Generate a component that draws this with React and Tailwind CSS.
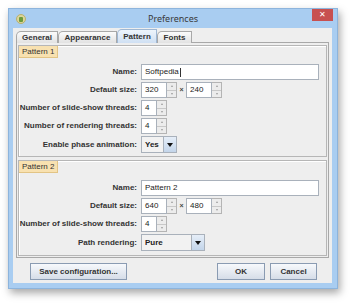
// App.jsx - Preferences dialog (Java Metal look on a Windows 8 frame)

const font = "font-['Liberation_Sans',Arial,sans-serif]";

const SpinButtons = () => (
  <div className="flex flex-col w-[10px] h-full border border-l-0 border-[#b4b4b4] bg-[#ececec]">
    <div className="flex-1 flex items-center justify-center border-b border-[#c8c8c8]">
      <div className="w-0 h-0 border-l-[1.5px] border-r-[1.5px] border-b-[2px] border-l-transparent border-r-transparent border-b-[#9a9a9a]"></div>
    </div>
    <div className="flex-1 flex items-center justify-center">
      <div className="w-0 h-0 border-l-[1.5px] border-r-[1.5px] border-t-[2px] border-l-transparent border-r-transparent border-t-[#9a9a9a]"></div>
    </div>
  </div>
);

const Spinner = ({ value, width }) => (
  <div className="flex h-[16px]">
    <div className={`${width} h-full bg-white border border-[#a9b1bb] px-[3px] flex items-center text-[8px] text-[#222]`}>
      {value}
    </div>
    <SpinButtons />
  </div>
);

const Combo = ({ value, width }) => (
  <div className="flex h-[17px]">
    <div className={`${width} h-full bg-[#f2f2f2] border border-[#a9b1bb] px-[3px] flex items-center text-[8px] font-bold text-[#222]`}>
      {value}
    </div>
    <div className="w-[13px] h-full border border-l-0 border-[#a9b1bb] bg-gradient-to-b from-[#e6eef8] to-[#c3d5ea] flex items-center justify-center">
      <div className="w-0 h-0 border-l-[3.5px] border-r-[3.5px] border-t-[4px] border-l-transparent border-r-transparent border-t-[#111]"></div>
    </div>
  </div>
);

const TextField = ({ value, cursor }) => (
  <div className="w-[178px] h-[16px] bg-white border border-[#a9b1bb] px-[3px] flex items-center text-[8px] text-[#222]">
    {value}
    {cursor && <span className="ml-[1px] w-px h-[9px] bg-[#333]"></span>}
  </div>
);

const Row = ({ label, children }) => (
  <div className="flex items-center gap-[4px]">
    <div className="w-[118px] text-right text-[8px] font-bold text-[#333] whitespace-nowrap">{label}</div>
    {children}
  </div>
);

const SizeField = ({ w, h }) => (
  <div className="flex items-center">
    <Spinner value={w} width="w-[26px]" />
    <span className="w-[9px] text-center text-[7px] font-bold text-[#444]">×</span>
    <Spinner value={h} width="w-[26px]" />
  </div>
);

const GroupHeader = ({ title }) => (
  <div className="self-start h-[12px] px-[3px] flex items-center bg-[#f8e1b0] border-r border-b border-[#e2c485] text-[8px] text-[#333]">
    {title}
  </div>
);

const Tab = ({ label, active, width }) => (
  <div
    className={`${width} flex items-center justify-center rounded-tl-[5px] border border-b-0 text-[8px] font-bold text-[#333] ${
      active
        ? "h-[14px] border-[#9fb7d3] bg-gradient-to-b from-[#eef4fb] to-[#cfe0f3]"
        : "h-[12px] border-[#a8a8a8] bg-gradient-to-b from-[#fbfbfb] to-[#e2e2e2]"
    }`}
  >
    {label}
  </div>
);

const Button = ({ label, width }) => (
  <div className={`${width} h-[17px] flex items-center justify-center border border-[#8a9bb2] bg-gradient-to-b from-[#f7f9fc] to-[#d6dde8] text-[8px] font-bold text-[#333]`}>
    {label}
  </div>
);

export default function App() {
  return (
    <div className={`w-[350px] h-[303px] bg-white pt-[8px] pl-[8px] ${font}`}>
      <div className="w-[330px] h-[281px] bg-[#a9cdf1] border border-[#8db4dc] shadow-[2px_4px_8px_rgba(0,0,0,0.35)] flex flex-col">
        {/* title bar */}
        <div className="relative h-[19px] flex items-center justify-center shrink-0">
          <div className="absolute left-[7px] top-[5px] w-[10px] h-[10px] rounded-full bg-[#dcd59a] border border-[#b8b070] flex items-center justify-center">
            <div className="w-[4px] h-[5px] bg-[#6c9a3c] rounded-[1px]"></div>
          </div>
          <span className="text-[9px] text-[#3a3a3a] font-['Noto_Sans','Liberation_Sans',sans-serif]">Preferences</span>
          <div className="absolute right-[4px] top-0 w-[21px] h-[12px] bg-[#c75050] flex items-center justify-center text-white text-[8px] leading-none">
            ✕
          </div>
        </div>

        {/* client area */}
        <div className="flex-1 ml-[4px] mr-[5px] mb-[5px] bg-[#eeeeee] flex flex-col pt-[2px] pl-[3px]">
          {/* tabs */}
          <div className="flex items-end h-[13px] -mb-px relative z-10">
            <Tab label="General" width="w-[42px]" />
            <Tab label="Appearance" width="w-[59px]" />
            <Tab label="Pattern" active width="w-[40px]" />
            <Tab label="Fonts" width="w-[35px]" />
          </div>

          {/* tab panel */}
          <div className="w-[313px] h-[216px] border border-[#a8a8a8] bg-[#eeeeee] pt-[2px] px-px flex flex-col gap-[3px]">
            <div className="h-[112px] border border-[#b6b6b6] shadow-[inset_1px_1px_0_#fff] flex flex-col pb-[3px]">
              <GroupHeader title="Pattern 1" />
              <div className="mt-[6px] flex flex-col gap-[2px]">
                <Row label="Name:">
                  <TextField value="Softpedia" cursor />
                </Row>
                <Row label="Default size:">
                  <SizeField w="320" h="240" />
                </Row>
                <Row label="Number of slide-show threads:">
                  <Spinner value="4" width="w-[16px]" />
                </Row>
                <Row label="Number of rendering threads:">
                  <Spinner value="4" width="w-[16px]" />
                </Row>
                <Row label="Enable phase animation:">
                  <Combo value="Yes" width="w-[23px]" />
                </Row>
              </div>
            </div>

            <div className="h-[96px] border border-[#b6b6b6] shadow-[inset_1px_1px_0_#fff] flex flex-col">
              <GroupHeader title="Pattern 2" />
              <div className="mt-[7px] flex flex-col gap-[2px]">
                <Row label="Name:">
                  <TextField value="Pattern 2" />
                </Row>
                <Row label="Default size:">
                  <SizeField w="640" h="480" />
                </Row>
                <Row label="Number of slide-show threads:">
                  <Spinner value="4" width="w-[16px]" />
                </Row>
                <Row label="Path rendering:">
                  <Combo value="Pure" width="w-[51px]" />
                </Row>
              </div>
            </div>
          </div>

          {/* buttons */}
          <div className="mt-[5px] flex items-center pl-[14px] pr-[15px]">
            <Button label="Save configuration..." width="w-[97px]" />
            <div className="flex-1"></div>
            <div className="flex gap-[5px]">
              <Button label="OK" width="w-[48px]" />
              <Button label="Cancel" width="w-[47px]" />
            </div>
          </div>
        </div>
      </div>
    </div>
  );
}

WHAT YOU SHOULD DO | Give an exact reproduction of every line, leaving out any picture.

COMPLETE OUTPUT |
Generate a component that draws this with React and Tailwind CSS.
// App.jsx - Preferences dialog (Java Metal look on a Windows 8 frame)

const font = "font-['Liberation_Sans',Arial,sans-serif]";

const SpinButtons = () => (
  <div className="flex flex-col w-[10px] h-full border border-l-0 border-[#b4b4b4] bg-[#ececec]">
    <div className="flex-1 flex items-center justify-center border-b border-[#c8c8c8]">
      <div className="w-0 h-0 border-l-[1.5px] border-r-[1.5px] border-b-[2px] border-l-transparent border-r-transparent border-b-[#9a9a9a]"></div>
    </div>
    <div className="flex-1 flex items-center justify-center">
      <div className="w-0 h-0 border-l-[1.5px] border-r-[1.5px] border-t-[2px] border-l-transparent border-r-transparent border-t-[#9a9a9a]"></div>
    </div>
  </div>
);

const Spinner = ({ value, width }) => (
  <div className="flex h-[16px]">
    <div className={`${width} h-full bg-white border border-[#a9b1bb] px-[3px] flex items-center text-[8px] text-[#222]`}>
      {value}
    </div>
    <SpinButtons />
  </div>
);

const Combo = ({ value, width }) => (
  <div className="flex h-[17px]">
    <div className={`${width} h-full bg-[#f2f2f2] border border-[#a9b1bb] px-[3px] flex items-center text-[8px] font-bold text-[#222]`}>
      {value}
    </div>
    <div className="w-[13px] h-full border border-l-0 border-[#a9b1bb] bg-gradient-to-b from-[#e6eef8] to-[#c3d5ea] flex items-center justify-center">
      <div className="w-0 h-0 border-l-[3.5px] border-r-[3.5px] border-t-[4px] border-l-transparent border-r-transparent border-t-[#111]"></div>
    </div>
  </div>
);

const TextField = ({ value, cursor }) => (
  <div className="w-[178px] h-[16px] bg-white border border-[#a9b1bb] px-[3px] flex items-center text-[8px] text-[#222]">
    {value}
    {cursor && <span className="ml-[1px] w-px h-[9px] bg-[#333]"></span>}
  </div>
);

const Row = ({ label, children }) => (
  <div className="flex items-center gap-[4px]">
    <div className="w-[118px] text-right text-[8px] font-bold text-[#333] whitespace-nowrap">{label}</div>
    {children}
  </div>
);

const SizeField = ({ w, h }) => (
  <div className="flex items-center">
    <Spinner value={w} width="w-[26px]" />
    <span className="w-[9px] text-center text-[7px] font-bold text-[#444]">×</span>
    <Spinner value={h} width="w-[26px]" />
  </div>
);

const GroupHeader = ({ title }) => (
  <div className="self-start h-[12px] px-[3px] flex items-center bg-[#f8e1b0] border-r border-b border-[#e2c485] text-[8px] text-[#333]">
    {title}
  </div>
);

const Tab = ({ label, active, width }) => (
  <div
    className={`${width} flex items-center justify-center rounded-tl-[5px] border border-b-0 text-[8px] font-bold text-[#333] ${
      active
        ? "h-[14px] border-[#9fb7d3] bg-gradient-to-b from-[#eef4fb] to-[#cfe0f3]"
        : "h-[12px] border-[#a8a8a8] bg-gradient-to-b from-[#fbfbfb] to-[#e2e2e2]"
    }`}
  >
    {label}
  </div>
);

const Button = ({ label, width }) => (
  <div className={`${width} h-[17px] flex items-center justify-center border border-[#8a9bb2] bg-gradient-to-b from-[#f7f9fc] to-[#d6dde8] text-[8px] font-bold text-[#333]`}>
    {label}
  </div>
);

export default function App() {
  return (
    <div className={`w-[350px] h-[303px] bg-white pt-[8px] pl-[8px] ${font}`}>
      <div className="w-[330px] h-[281px] bg-[#a9cdf1] border border-[#8db4dc] shadow-[2px_4px_8px_rgba(0,0,0,0.35)] flex flex-col">
        {/* title bar */}
        <div className="relative h-[19px] flex items-center justify-center shrink-0">
          <div className="absolute left-[7px] top-[5px] w-[10px] h-[10px] rounded-full bg-[#dcd59a] border border-[#b8b070] flex items-center justify-center">
            <div className="w-[4px] h-[5px] bg-[#6c9a3c] rounded-[1px]"></div>
          </div>
          <span className="text-[9px] text-[#3a3a3a] font-['Noto_Sans','Liberation_Sans',sans-serif]">Preferences</span>
          <div className="absolute right-[4px] top-0 w-[21px] h-[12px] bg-[#c75050] flex items-center justify-center text-white text-[8px] leading-none">
            ✕
          </div>
        </div>

        {/* client area */}
        <div className="flex-1 ml-[4px] mr-[5px] mb-[5px] bg-[#eeeeee] flex flex-col pt-[2px] pl-[3px]">
          {/* tabs */}
          <div className="flex items-end h-[13px] -mb-px relative z-10">
            <Tab label="General" width="w-[42px]" />
            <Tab label="Appearance" width="w-[59px]" />
            <Tab label="Pattern" active width="w-[40px]" />
            <Tab label="Fonts" width="w-[35px]" />
          </div>

          {/* tab panel */}
          <div className="w-[313px] h-[216px] border border-[#a8a8a8] bg-[#eeeeee] pt-[2px] px-px flex flex-col gap-[3px]">
            <div className="h-[112px] border border-[#b6b6b6] shadow-[inset_1px_1px_0_#fff] flex flex-col pb-[3px]">
              <GroupHeader title="Pattern 1" />
              <div className="mt-[6px] flex flex-col gap-[2px]">
                <Row label="Name:">
                  <TextField value="Softpedia" cursor />
                </Row>
                <Row label="Default size:">
                  <SizeField w="320" h="240" />
                </Row>
                <Row label="Number of slide-show threads:">
                  <Spinner value="4" width="w-[16px]" />
                </Row>
                <Row label="Number of rendering threads:">
                  <Spinner value="4" width="w-[16px]" />
                </Row>
                <Row label="Enable phase animation:">
                  <Combo value="Yes" width="w-[23px]" />
                </Row>
              </div>
            </div>

            <div className="h-[96px] border border-[#b6b6b6] shadow-[inset_1px_1px_0_#fff] flex flex-col">
              <GroupHeader title="Pattern 2" />
              <div className="mt-[7px] flex flex-col gap-[2px]">
                <Row label="Name:">
                  <TextField value="Pattern 2" />
                </Row>
                <Row label="Default size:">
                  <SizeField w="640" h="480" />
                </Row>
                <Row label="Number of slide-show threads:">
                  <Spinner value="4" width="w-[16px]" />
                </Row>
                <Row label="Path rendering:">
                  <Combo value="Pure" width="w-[51px]" />
                </Row>
              </div>
            </div>
          </div>

          {/* buttons */}
          <div className="mt-[5px] flex items-center pl-[14px] pr-[15px]">
            <Button label="Save configuration..." width="w-[97px]" />
            <div className="flex-1"></div>
            <div className="flex gap-[5px]">
              <Button label="OK" width="w-[48px]" />
              <Button label="Cancel" width="w-[47px]" />
            </div>
          </div>
        </div>
      </div>
    </div>
  );
}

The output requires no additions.